— Start Raw data —

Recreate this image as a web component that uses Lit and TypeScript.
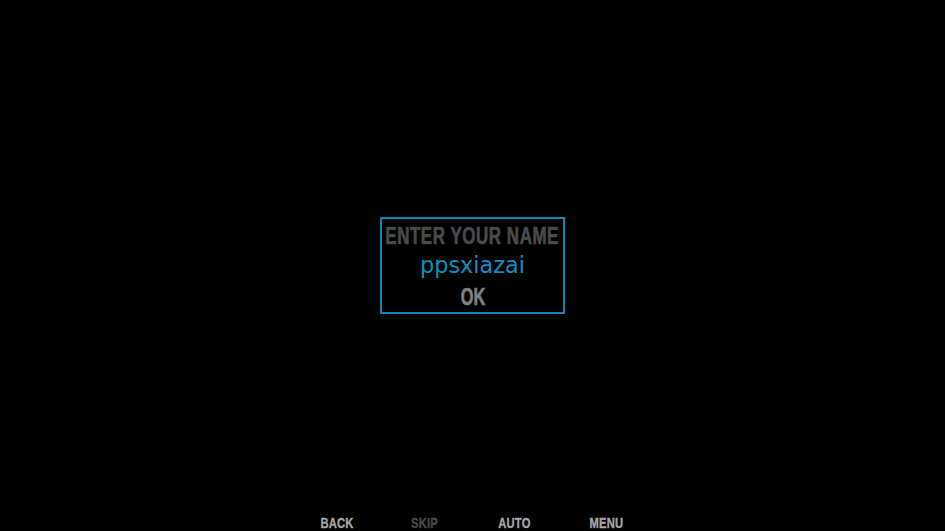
import { LitElement, html, css } from "lit";
import { customElement } from "lit/decorators.js";

@customElement("app-root")
export class AppRoot extends LitElement {
  static styles = css`
    :host {
      display: flex;
      flex-direction: column;
      width: 945px;
      height: 531px;
      background: #000;
      overflow: hidden;
      font-family: "Liberation Sans", Arial, sans-serif;
      font-weight: 700;
    }
    .stage {
      flex: 1;
      display: flex;
      justify-content: center;
      padding-top: 217px;
      box-sizing: border-box;
    }
    .dialog {
      width: 185px;
      height: 97px;
      box-sizing: border-box;
      border: 2px solid #0f87b4;
      display: flex;
      flex-direction: column;
      align-items: center;
    }
    .squeeze {
      display: inline-block;
      white-space: nowrap;
      transform-origin: center;
    }
    .title {
      margin-top: 3px;
      height: 28px;
      display: flex;
      justify-content: center;
      align-items: center;
      font-size: 24px;
      line-height: 28px;
      color: #4a4a4a;
    }
    .title .squeeze {
      letter-spacing: 0.8px;
      transform: scaleX(0.705);
      -webkit-text-stroke: 0.7px #4a4a4a;
    }
    .name {
      margin-top: 2px;
      font-family: "DejaVu Sans", sans-serif;
      font-weight: 400;
      font-size: 22.4px;
      line-height: 26px;
      color: #0f8fc0;
    }
    .ok {
      margin-top: 5px;
      font-size: 24px;
      line-height: 28px;
      color: #808080;
    }
    .ok .squeeze {
      transform: scaleX(0.68);
      -webkit-text-stroke: 0.7px #808080;
    }
    .nav {
      display: grid;
      grid-template-columns: 33px 29px 33px 35px;
      column-gap: 58px;
      justify-content: center;
      height: 16px;
      padding-right: 1px;
      align-items: start;
    }
    .item {
      display: flex;
      justify-content: center;
      font-size: 15.5px;
      line-height: 15px;
      color: #a6a6a6;
    }
    .item .squeeze {
      letter-spacing: 0.3px;
      transform: scaleX(0.72);
      -webkit-text-stroke: 0.4px #a6a6a6;
    }
    .item.off {
      justify-content: flex-start;
      color: #4a4a4a;
    }
    .item.off .squeeze {
      transform-origin: left center;
      -webkit-text-stroke: 0.4px #4a4a4a;
    }
  `;

  render() {
    return html`
      <div class="stage">
        <div class="dialog">
          <div class="title"><span class="squeeze">ENTER YOUR NAME</span></div>
          <div class="name">ppsxiazai</div>
          <div class="ok"><span class="squeeze">OK</span></div>
        </div>
      </div>
      <div class="nav">
        <div class="item"><span class="squeeze">BACK</span></div>
        <div class="item off"><span class="squeeze">SKIP</span></div>
        <div class="item"><span class="squeeze">AUTO</span></div>
        <div class="item"><span class="squeeze">MENU</span></div>
      </div>
    `;
  }
}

— End Raw data —

→ **Written task**:
Copy the data exactly. Any picture it contains is to be omitted.

→ **Answer to this exercise**:
Recreate this image as a web component that uses Lit and TypeScript.
import { LitElement, html, css } from "lit";
import { customElement } from "lit/decorators.js";

@customElement("app-root")
export class AppRoot extends LitElement {
  static styles = css`
    :host {
      display: flex;
      flex-direction: column;
      width: 945px;
      height: 531px;
      background: #000;
      overflow: hidden;
      font-family: "Liberation Sans", Arial, sans-serif;
      font-weight: 700;
    }
    .stage {
      flex: 1;
      display: flex;
      justify-content: center;
      padding-top: 217px;
      box-sizing: border-box;
    }
    .dialog {
      width: 185px;
      height: 97px;
      box-sizing: border-box;
      border: 2px solid #0f87b4;
      display: flex;
      flex-direction: column;
      align-items: center;
    }
    .squeeze {
      display: inline-block;
      white-space: nowrap;
      transform-origin: center;
    }
    .title {
      margin-top: 3px;
      height: 28px;
      display: flex;
      justify-content: center;
      align-items: center;
      font-size: 24px;
      line-height: 28px;
      color: #4a4a4a;
    }
    .title .squeeze {
      letter-spacing: 0.8px;
      transform: scaleX(0.705);
      -webkit-text-stroke: 0.7px #4a4a4a;
    }
    .name {
      margin-top: 2px;
      font-family: "DejaVu Sans", sans-serif;
      font-weight: 400;
      font-size: 22.4px;
      line-height: 26px;
      color: #0f8fc0;
    }
    .ok {
      margin-top: 5px;
      font-size: 24px;
      line-height: 28px;
      color: #808080;
    }
    .ok .squeeze {
      transform: scaleX(0.68);
      -webkit-text-stroke: 0.7px #808080;
    }
    .nav {
      display: grid;
      grid-template-columns: 33px 29px 33px 35px;
      column-gap: 58px;
      justify-content: center;
      height: 16px;
      padding-right: 1px;
      align-items: start;
    }
    .item {
      display: flex;
      justify-content: center;
      font-size: 15.5px;
      line-height: 15px;
      color: #a6a6a6;
    }
    .item .squeeze {
      letter-spacing: 0.3px;
      transform: scaleX(0.72);
      -webkit-text-stroke: 0.4px #a6a6a6;
    }
    .item.off {
      justify-content: flex-start;
      color: #4a4a4a;
    }
    .item.off .squeeze {
      transform-origin: left center;
      -webkit-text-stroke: 0.4px #4a4a4a;
    }
  `;

  render() {
    return html`
      <div class="stage">
        <div class="dialog">
          <div class="title"><span class="squeeze">ENTER YOUR NAME</span></div>
          <div class="name">ppsxiazai</div>
          <div class="ok"><span class="squeeze">OK</span></div>
        </div>
      </div>
      <div class="nav">
        <div class="item"><span class="squeeze">BACK</span></div>
        <div class="item off"><span class="squeeze">SKIP</span></div>
        <div class="item"><span class="squeeze">AUTO</span></div>
        <div class="item"><span class="squeeze">MENU</span></div>
      </div>
    `;
  }
}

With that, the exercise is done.